(begin)

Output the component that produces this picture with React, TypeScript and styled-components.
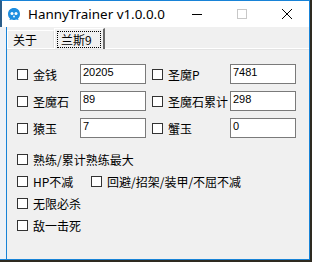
import { Fragment } from 'react';
import styled, { createGlobalStyle } from 'styled-components';

const GlobalStyle = createGlobalStyle`
  html, body {
    margin: 0;
    padding: 0;
    background: #2e2a20;
  }
  #root {
    width: 312px;
    height: 262px;
    overflow: hidden;
  }
`;

const Window = styled.div`
  width: 309px;
  height: 259px;
  display: flex;
  flex-direction: column;
  background: #eef2f7;
  border-right: 1px solid #1883d7;
  border-bottom: 1px solid #1883d7;
`;

const TitleBar = styled.div`
  height: 27px;
  flex-shrink: 0;
  display: flex;
  align-items: center;
  background: #ffffff;
  border-top: 1px solid #1883d7;
  border-left: 2px solid #2a5d8a;
  box-sizing: border-box;
`;

const Title = styled.span`
  margin-left: 7px;
  font-family: "Noto Sans", "Open Sans", sans-serif;
  font-size: 13.4px;
  color: #000;
  flex: 1;
  padding-bottom: 1px;
`;

const CtrlButton = styled.div`
  width: 45px;
  height: 26px;
  display: flex;
  align-items: center;
  justify-content: center;
`;

const Client = styled.div`
  flex: 1;
  margin-left: 6px;
  border-left: 1px solid #1883d7;
  background: #f0f0f0;
  display: flex;
  flex-direction: column;
`;

const TabStrip = styled.div`
  height: 21px;
  display: flex;
  align-items: flex-end;
  border-bottom: 1px solid #ffffff;
  box-shadow: 0 1px 0 #e3e3e3;
`;

const Tab = styled.div<{ $active?: boolean }>`
  font-family: "Noto Sans CJK SC", "Noto Sans", sans-serif;
  font-size: 12px;
  color: #000;
  box-sizing: border-box;
  height: ${p => (p.$active ? '21px' : '18px')};
  width: ${p => (p.$active ? '51px' : '48px')};
  margin-left: ${p => (p.$active ? '-1px' : '0')};
  background: #f0f0f0;
  border-top: 1px solid #ffffff;
  border-left: 1px solid #ffffff;
  border-right: 2px solid ${p => (p.$active ? '#696969' : '#e0e0e0')};
  padding: ${p => (p.$active ? '2px 2px 1px 2px' : '0 0 0 5px')};
  display: flex;
  align-items: center;
  position: relative;
  z-index: ${p => (p.$active ? 1 : 0)};
  margin-bottom: ${p => (p.$active ? '-1px' : '0')};
`;

const Focus = styled.span`
  flex: 1;
  height: 100%;
  box-sizing: border-box;
  border: 1px dotted #000;
  display: flex;
  align-items: center;
  padding-left: 3px;
`;

const Panel = styled.div`
  padding: 15px 0 0 10px;
  display: flex;
  flex-direction: column;
`;

const FieldGrid = styled.div`
  display: grid;
  grid-template-columns: 63px 66px 84px 66px;
  row-gap: 7px;
  & > :nth-child(4n + 3) {
    margin-left: 6px;
  }
`;

const Check = styled.label<{ $width?: number }>`
  display: flex;
  align-items: center;
  gap: 5px;
  font-family: "Noto Sans CJK SC", "Noto Sans", sans-serif;
  font-size: 12px;
  color: #000;
  white-space: nowrap;
  height: 20px;
  width: ${p => (p.$width ? `${p.$width}px` : 'auto')};
`;

const Box = styled.span`
  width: 11px;
  height: 11px;
  box-sizing: border-box;
  border: 1px solid #333;
  background: #fff;
  flex-shrink: 0;
`;

const Input = styled.div`
  height: 20px;
  box-sizing: border-box;
  border: 1px solid #7a7a7a;
  background: #fff;
  font-family: "Liberation Sans", Arial, sans-serif;
  font-size: 11px;
  color: #000;
  padding: 1px 2px;
  line-height: 13px;
`;

const Options = styled.div`
  margin-top: 11px;
  display: flex;
  flex-direction: column;
  gap: 2px;
`;

const OptionRow = styled.div`
  display: flex;
`;

const Logo = () => (
  <svg width="14" height="14" viewBox="0 0 14 14" style={{ marginLeft: 5 }}>
    <path
      d="M7 1 C10.6 1 13 3.6 13 7 C13 9 12.2 10.6 11 11.6 L11.6 13 L9 12.4 C8.4 12.8 7.6 13 7 13 C6.4 13 5.6 12.8 5 12.4 L2.4 13 L3 11.6 C1.8 10.6 1 9 1 7 C1 3.6 3.4 1 7 1 Z"
      fill="#1e8ee0"
    />
    <circle cx="5" cy="6.5" r="1.5" fill="#fff" />
    <circle cx="9" cy="6.5" r="1.5" fill="#fff" />
    <circle cx="7" cy="9.5" r="0.9" fill="#fff" />
  </svg>
);

const fields: [string, string][] = [
  ['金钱', '20205'],
  ['圣魔P', '7481'],
  ['圣魔石', '89'],
  ['圣魔石累计', '298'],
  ['猿玉', '7'],
  ['蟹玉', '0'],
];

const App = () => {
  return (
    <>
      <GlobalStyle />
      <Window>
        <TitleBar>
          <Logo />
          <Title>HannyTrainer v1.0.0.0</Title>
          <CtrlButton>
            <svg width="12" height="12" viewBox="0 0 12 12">
              <line x1="1" y1="6.5" x2="11" y2="6.5" stroke="#000" strokeWidth="1" />
            </svg>
          </CtrlButton>
          <CtrlButton>
            <svg width="12" height="12" viewBox="0 0 12 12">
              <rect x="1.5" y="1.5" width="9" height="9" fill="none" stroke="#c8c8c8" strokeWidth="1" />
            </svg>
          </CtrlButton>
          <CtrlButton>
            <svg width="12" height="12" viewBox="0 0 12 12">
              <path d="M1 1 L11 11 M11 1 L1 11" stroke="#000" strokeWidth="1" />
            </svg>
          </CtrlButton>
        </TitleBar>
        <Client>
          <TabStrip>
            <Tab>关于</Tab>
            <Tab $active>
              <Focus>兰斯9</Focus>
            </Tab>
          </TabStrip>
          <Panel>
            <FieldGrid>
              {fields.map(([label, value]) => (
                <Fragment key={label}>
                  <Check>
                    <Box />
                    {label}
                  </Check>
                  <Input>{value}</Input>
                </Fragment>
              ))}
            </FieldGrid>
            <Options>
              <Check>
                <Box />
                熟练/累计熟练最大
              </Check>
              <OptionRow>
                <Check $width={74}>
                  <Box />
                  HP不减
                </Check>
                <Check>
                  <Box />
                  回避/招架/装甲/不屈不减
                </Check>
              </OptionRow>
              <Check>
                <Box />
                无限必杀
              </Check>
              <Check>
                <Box />
                敌一击死
              </Check>
            </Options>
          </Panel>
        </Client>
      </Window>
    </>
  );
};

export default App;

(end)

DO THIS: Quote the full listing above word for word; exclude every picture from the copy.

ANSWER TO THIS TASK:
Output the component that produces this picture with React, TypeScript and styled-components.
import { Fragment } from 'react';
import styled, { createGlobalStyle } from 'styled-components';

const GlobalStyle = createGlobalStyle`
  html, body {
    margin: 0;
    padding: 0;
    background: #2e2a20;
  }
  #root {
    width: 312px;
    height: 262px;
    overflow: hidden;
  }
`;

const Window = styled.div`
  width: 309px;
  height: 259px;
  display: flex;
  flex-direction: column;
  background: #eef2f7;
  border-right: 1px solid #1883d7;
  border-bottom: 1px solid #1883d7;
`;

const TitleBar = styled.div`
  height: 27px;
  flex-shrink: 0;
  display: flex;
  align-items: center;
  background: #ffffff;
  border-top: 1px solid #1883d7;
  border-left: 2px solid #2a5d8a;
  box-sizing: border-box;
`;

const Title = styled.span`
  margin-left: 7px;
  font-family: "Noto Sans", "Open Sans", sans-serif;
  font-size: 13.4px;
  color: #000;
  flex: 1;
  padding-bottom: 1px;
`;

const CtrlButton = styled.div`
  width: 45px;
  height: 26px;
  display: flex;
  align-items: center;
  justify-content: center;
`;

const Client = styled.div`
  flex: 1;
  margin-left: 6px;
  border-left: 1px solid #1883d7;
  background: #f0f0f0;
  display: flex;
  flex-direction: column;
`;

const TabStrip = styled.div`
  height: 21px;
  display: flex;
  align-items: flex-end;
  border-bottom: 1px solid #ffffff;
  box-shadow: 0 1px 0 #e3e3e3;
`;

const Tab = styled.div<{ $active?: boolean }>`
  font-family: "Noto Sans CJK SC", "Noto Sans", sans-serif;
  font-size: 12px;
  color: #000;
  box-sizing: border-box;
  height: ${p => (p.$active ? '21px' : '18px')};
  width: ${p => (p.$active ? '51px' : '48px')};
  margin-left: ${p => (p.$active ? '-1px' : '0')};
  background: #f0f0f0;
  border-top: 1px solid #ffffff;
  border-left: 1px solid #ffffff;
  border-right: 2px solid ${p => (p.$active ? '#696969' : '#e0e0e0')};
  padding: ${p => (p.$active ? '2px 2px 1px 2px' : '0 0 0 5px')};
  display: flex;
  align-items: center;
  position: relative;
  z-index: ${p => (p.$active ? 1 : 0)};
  margin-bottom: ${p => (p.$active ? '-1px' : '0')};
`;

const Focus = styled.span`
  flex: 1;
  height: 100%;
  box-sizing: border-box;
  border: 1px dotted #000;
  display: flex;
  align-items: center;
  padding-left: 3px;
`;

const Panel = styled.div`
  padding: 15px 0 0 10px;
  display: flex;
  flex-direction: column;
`;

const FieldGrid = styled.div`
  display: grid;
  grid-template-columns: 63px 66px 84px 66px;
  row-gap: 7px;
  & > :nth-child(4n + 3) {
    margin-left: 6px;
  }
`;

const Check = styled.label<{ $width?: number }>`
  display: flex;
  align-items: center;
  gap: 5px;
  font-family: "Noto Sans CJK SC", "Noto Sans", sans-serif;
  font-size: 12px;
  color: #000;
  white-space: nowrap;
  height: 20px;
  width: ${p => (p.$width ? `${p.$width}px` : 'auto')};
`;

const Box = styled.span`
  width: 11px;
  height: 11px;
  box-sizing: border-box;
  border: 1px solid #333;
  background: #fff;
  flex-shrink: 0;
`;

const Input = styled.div`
  height: 20px;
  box-sizing: border-box;
  border: 1px solid #7a7a7a;
  background: #fff;
  font-family: "Liberation Sans", Arial, sans-serif;
  font-size: 11px;
  color: #000;
  padding: 1px 2px;
  line-height: 13px;
`;

const Options = styled.div`
  margin-top: 11px;
  display: flex;
  flex-direction: column;
  gap: 2px;
`;

const OptionRow = styled.div`
  display: flex;
`;

const Logo = () => (
  <svg width="14" height="14" viewBox="0 0 14 14" style={{ marginLeft: 5 }}>
    <path
      d="M7 1 C10.6 1 13 3.6 13 7 C13 9 12.2 10.6 11 11.6 L11.6 13 L9 12.4 C8.4 12.8 7.6 13 7 13 C6.4 13 5.6 12.8 5 12.4 L2.4 13 L3 11.6 C1.8 10.6 1 9 1 7 C1 3.6 3.4 1 7 1 Z"
      fill="#1e8ee0"
    />
    <circle cx="5" cy="6.5" r="1.5" fill="#fff" />
    <circle cx="9" cy="6.5" r="1.5" fill="#fff" />
    <circle cx="7" cy="9.5" r="0.9" fill="#fff" />
  </svg>
);

const fields: [string, string][] = [
  ['金钱', '20205'],
  ['圣魔P', '7481'],
  ['圣魔石', '89'],
  ['圣魔石累计', '298'],
  ['猿玉', '7'],
  ['蟹玉', '0'],
];

const App = () => {
  return (
    <>
      <GlobalStyle />
      <Window>
        <TitleBar>
          <Logo />
          <Title>HannyTrainer v1.0.0.0</Title>
          <CtrlButton>
            <svg width="12" height="12" viewBox="0 0 12 12">
              <line x1="1" y1="6.5" x2="11" y2="6.5" stroke="#000" strokeWidth="1" />
            </svg>
          </CtrlButton>
          <CtrlButton>
            <svg width="12" height="12" viewBox="0 0 12 12">
              <rect x="1.5" y="1.5" width="9" height="9" fill="none" stroke="#c8c8c8" strokeWidth="1" />
            </svg>
          </CtrlButton>
          <CtrlButton>
            <svg width="12" height="12" viewBox="0 0 12 12">
              <path d="M1 1 L11 11 M11 1 L1 11" stroke="#000" strokeWidth="1" />
            </svg>
          </CtrlButton>
        </TitleBar>
        <Client>
          <TabStrip>
            <Tab>关于</Tab>
            <Tab $active>
              <Focus>兰斯9</Focus>
            </Tab>
          </TabStrip>
          <Panel>
            <FieldGrid>
              {fields.map(([label, value]) => (
                <Fragment key={label}>
                  <Check>
                    <Box />
                    {label}
                  </Check>
                  <Input>{value}</Input>
                </Fragment>
              ))}
            </FieldGrid>
            <Options>
              <Check>
                <Box />
                熟练/累计熟练最大
              </Check>
              <OptionRow>
                <Check $width={74}>
                  <Box />
                  HP不减
                </Check>
                <Check>
                  <Box />
                  回避/招架/装甲/不屈不减
                </Check>
              </OptionRow>
              <Check>
                <Box />
                无限必杀
              </Check>
              <Check>
                <Box />
                敌一击死
              </Check>
            </Options>
          </Panel>
        </Client>
      </Window>
    </>
  );
};

export default App;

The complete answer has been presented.